扇雀飴がおすすめとのこと、さっそく調べてみます。ブドウ糖は美味しくないですし、気を付けないと上がりすぎるのが嫌でした(´・ω・`)
情報&コメントありがとうございます。また教えてください(*‘∀‘)
いろんな思いがありますよね
私も仕事仲間には話した人と話してない人がいます でもキチンと話してないので、きっとよくわかってないと思います 今日も店の店長がケーキを買ってきてくれたけど、みんなはその場で食べたけど、私はインスリンなかったので持ち帰りました
一緒におしゃべりしながら食べたかった〜 低血糖も怖いので本当は打ち明けたいけど、勇気が出ません いつかカミングアウトできるかな
さとさん、コメントありがとうございます。
私も今の職場では、責任者の人にしか伝えていません。他の方には、ずるずるタイミングを逃してしまいました。カミングアウトしても理解してくれそうな方ばかりだと思っても、葛藤はありますよね。私も職場ではおやつがたくさん出ますが、トイレや隅っこでインスリン売ってます。ものの10秒くらいで(笑)申告するとき、私もとても勇気が入りました。でも、案外大丈夫ですよ。持病があるのは私たちだけじゃありません。さとさんもいつか、カミングアウトできるチャンスがあると良いですね。
一年前のクリスマスに、そんなことがあったのですね。
私も持病があり、毎日お薬を飲んでいます。
精神の病なのですが、まだまだ誤解や偏見もあるかとは思いますが、分かってくれる人は居るので、基本的にはオープンにしています。

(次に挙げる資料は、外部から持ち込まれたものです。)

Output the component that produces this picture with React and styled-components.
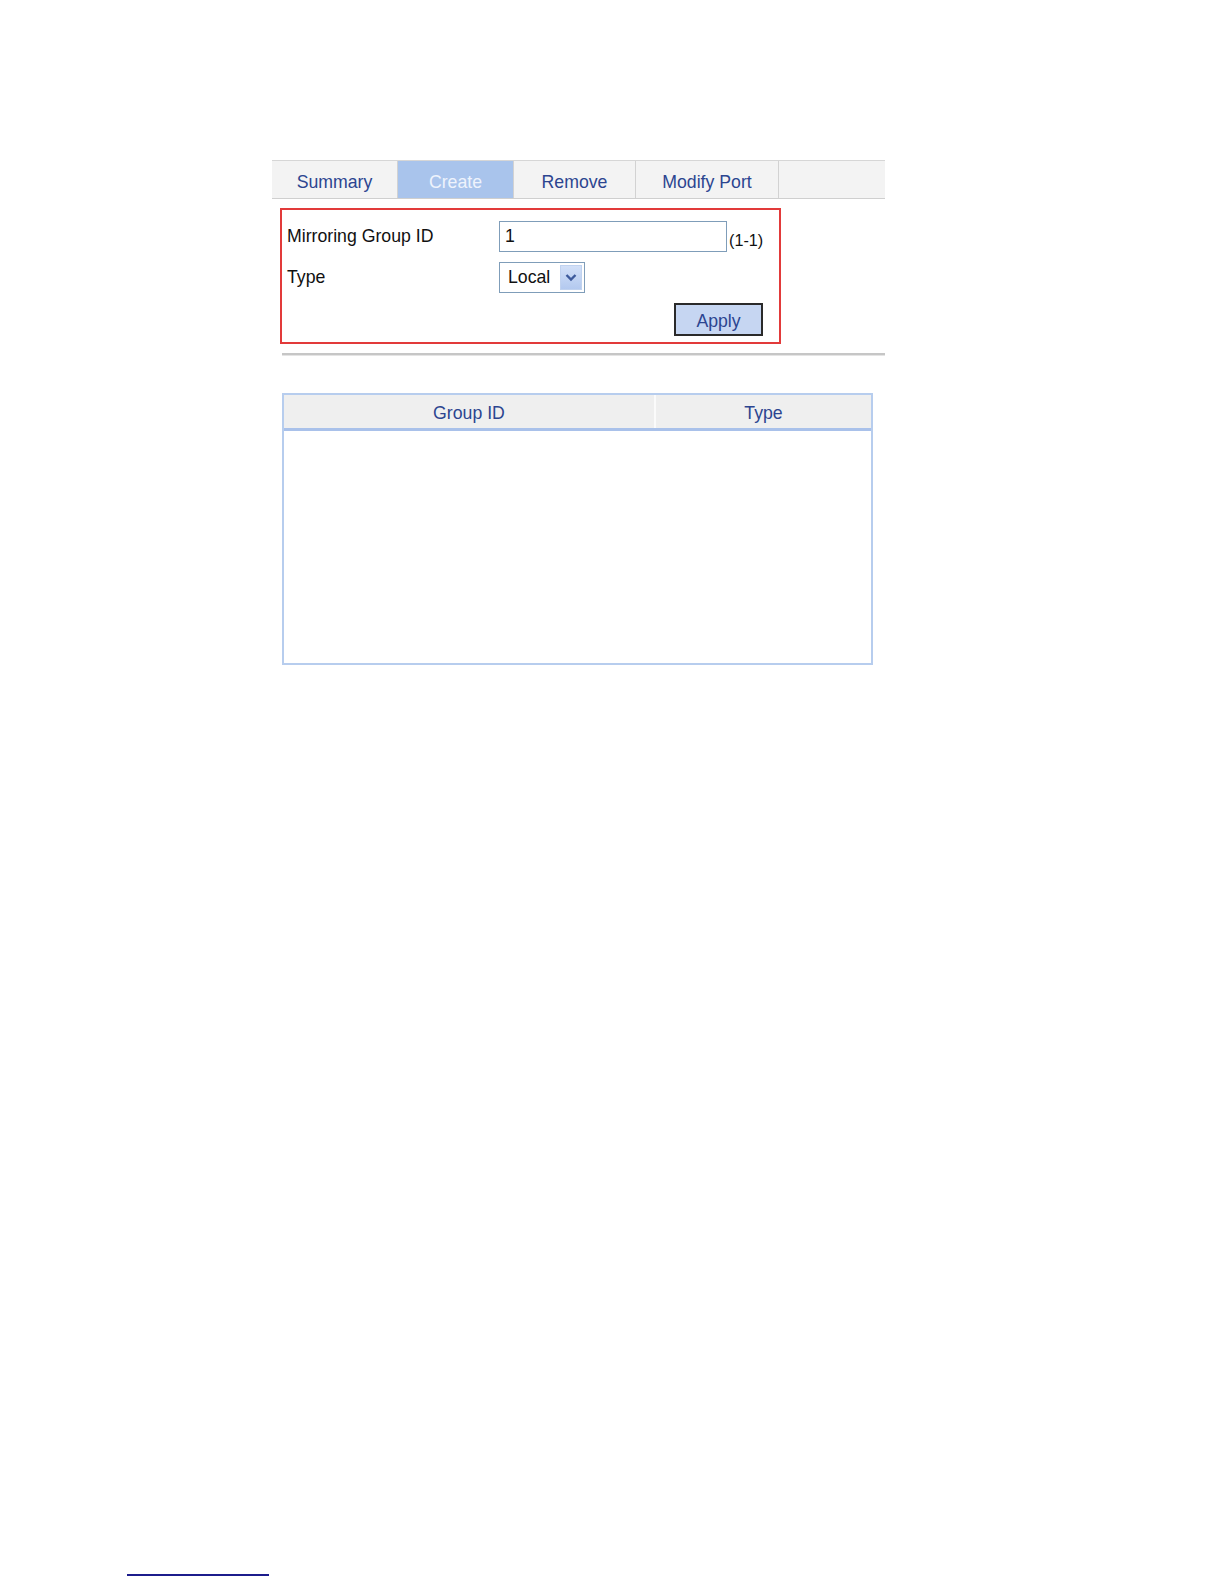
import React from 'react';
import styled, { createGlobalStyle } from 'styled-components';

const GlobalStyle = createGlobalStyle`
  html, body {
    margin: 0;
    padding: 0;
    background: #fff;
  }
  body {
    font-family: 'Liberation Sans', Arial, sans-serif;
  }
`;

const tabs = [
  { label: 'Summary', width: 126 },
  { label: 'Create', width: 116, active: true },
  { label: 'Remove', width: 122 },
  { label: 'Modify Port', width: 143 },
];

function App() {
  return (
    <Page>
      <GlobalStyle />
      <Content>
        <TabBar>
          {tabs.map((t) => (
            <Tab key={t.label} $width={t.width} $active={t.active}>
              {t.label}
            </Tab>
          ))}
          <TabFiller />
        </TabBar>

        <FormBox>
          <FormRow>
            <Label>Mirroring Group ID</Label>
            <TextInput defaultValue="1" />
            <Hint>(1-1)</Hint>
          </FormRow>
          <FormRow>
            <Label>Type</Label>
            <Select>
              <SelectValue>Local</SelectValue>
              <SelectArrow>
                <svg width="12" height="9" viewBox="0 0 12 9">
                  <path
                    d="M1.5 2 L6 6.5 L10.5 2"
                    fill="none"
                    stroke="#3d5a9c"
                    strokeWidth="2.4"
                  />
                </svg>
              </SelectArrow>
            </Select>
          </FormRow>
          <ButtonRow>
            <ApplyButton>Apply</ApplyButton>
          </ButtonRow>
        </FormBox>

        <Separator />

        <Table>
          <HeadRow>
            <HeadCell $width={370}>Group ID</HeadCell>
            <HeadCell>Type</HeadCell>
          </HeadRow>
          <TableBody />
        </Table>
      </Content>

      <FooterLine />
    </Page>
  );
}

const Page = styled.div`
  display: flex;
  flex-direction: column;
  min-height: 1584px;
  box-sizing: border-box;
  padding-top: 160px;
`;
const Content = styled.div`
  margin-left: 272px;
  width: 613px;
  display: flex;
  flex-direction: column;
`;
const TabBar = styled.div`
  display: flex;
  height: 39px;
  box-sizing: border-box;
  border-top: 1px solid #d6d6d6;
  border-bottom: 1px solid #cfcfcf;
  background: #f3f3f3;
`;
const Tab = styled.div`
  width: ${(p) => p.$width}px;
  display: flex;
  align-items: center;
  justify-content: center;
  border-right: 1px solid #d2d2d2;
  background: ${(p) => (p.$active ? '#a9c4ec' : '#f3f3f3')};
  color: ${(p) => (p.$active ? '#eef3fc' : '#2c4590')};
  font-size: 17.7px;
  padding-top: 5px;
  box-sizing: border-box;
`;
const TabFiller = styled.div`
  flex: 1;
`;
const FormBox = styled.div`
  margin: 9px 0 0 8px;
  width: 501px;
  height: 136px;
  box-sizing: border-box;
  border: 2px solid #e23a3a;
  padding: 11px 16px 0 5px;
  display: flex;
  flex-direction: column;
  gap: 10px;
`;
const FormRow = styled.div`
  display: flex;
  align-items: center;
  height: 31px;
`;
const Label = styled.div`
  width: 212px;
  flex-shrink: 0;
  font-size: 17.7px;
  color: #111;
`;
const TextInput = styled.input`
  width: 228px;
  height: 31px;
  flex-shrink: 0;
  box-sizing: border-box;
  border: 1px solid #7f9db9;
  padding: 0 5px;
  font: 17.7px 'Liberation Sans', Arial, sans-serif;
  color: #111;
  outline: none;
`;
const Hint = styled.span`
  font-size: 16.2px;
  color: #111;
  white-space: nowrap;
  margin: 8px 0 0 2px;
`;
const Select = styled.div`
  width: 86px;
  height: 31px;
  box-sizing: border-box;
  border: 1px solid #7f9db9;
  display: flex;
  align-items: center;
  padding: 2px;
  background: #fff;
`;
const SelectValue = styled.span`
  flex: 1;
  font-size: 17.7px;
  color: #111;
  padding-left: 6px;
`;
const SelectArrow = styled.span`
  width: 22px;
  height: 25px;
  display: flex;
  align-items: center;
  justify-content: center;
  background: linear-gradient(#d2e0f8, #b3c9ef);
  border: 1px solid #c0d2ef;
  box-sizing: border-box;
`;
const ButtonRow = styled.div`
  display: flex;
  justify-content: flex-end;
`;
const ApplyButton = styled.button`
  width: 89px;
  height: 33px;
  box-sizing: border-box;
  border: 2px solid #2a2a2a;
  background: #c6d6f2;
  color: #2c4590;
  font: 17.7px 'Liberation Sans', Arial, sans-serif;
  padding-top: 4px;
`;
const Separator = styled.div`
  margin: 9px 0 0 10px;
  height: 2px;
  background: #c6c6c6;
  border-bottom: 1px solid #e4e4e4;
`;
const Table = styled.div`
  margin: 37px 0 0 10px;
  width: 591px;
  height: 272px;
  box-sizing: border-box;
  border: 2px solid #b7cdee;
  display: flex;
  flex-direction: column;
`;
const HeadRow = styled.div`
  display: flex;
  height: 36px;
  box-sizing: border-box;
  background: #efefef;
  border-bottom: 3px solid #a9c1ea;
`;
const HeadCell = styled.div`
  ${(p) => (p.$width ? `width: ${p.$width}px;` : 'flex: 1;')}
  display: flex;
  align-items: center;
  justify-content: center;
  color: #2c4590;
  font-size: 17.7px;
  padding-top: 3px;
  box-sizing: border-box;
  & + & {
    border-left: 2px solid #fbfbfb;
  }
`;
const TableBody = styled.div`
  flex: 1;
  background: #fff;
`;
const FooterLine = styled.div`
  margin: auto 0 8px 127px;
  width: 142px;
  height: 2px;
  background: #1c1c8c;
`;

export default App;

ご主人さまのお言葉を借りれば、私がお薬を飲むのも、メガネをかけるのと同じことなのかなと思いました。
ツリーの写真綺麗ですね。
さよさん、体に気を付けてよいクリスマスをお過ごしくださいね。
メリークリスマス☆彡
わこさん、コメントありがとうございます。
そうなんです、そんなことがあったんです。苦い経験になりました。せっかくのクリスマスの夜に、いろんな方に迷惑をかけたなぁと思い出します。わこさんの持病も、必ず理解者はいるはずです。100人中100人じゃなくても、近くに理解してくれる人が一人でもいれば、どんな病気でも心強いものだと思います。多くの人に正しく理解して欲しいですけどね。私もこれから他の病気の方に対して、そうしていこうと思います。
日付が変わってしまいましたが、わこさんが素敵なクリスマスを過ごされたことを祈ります。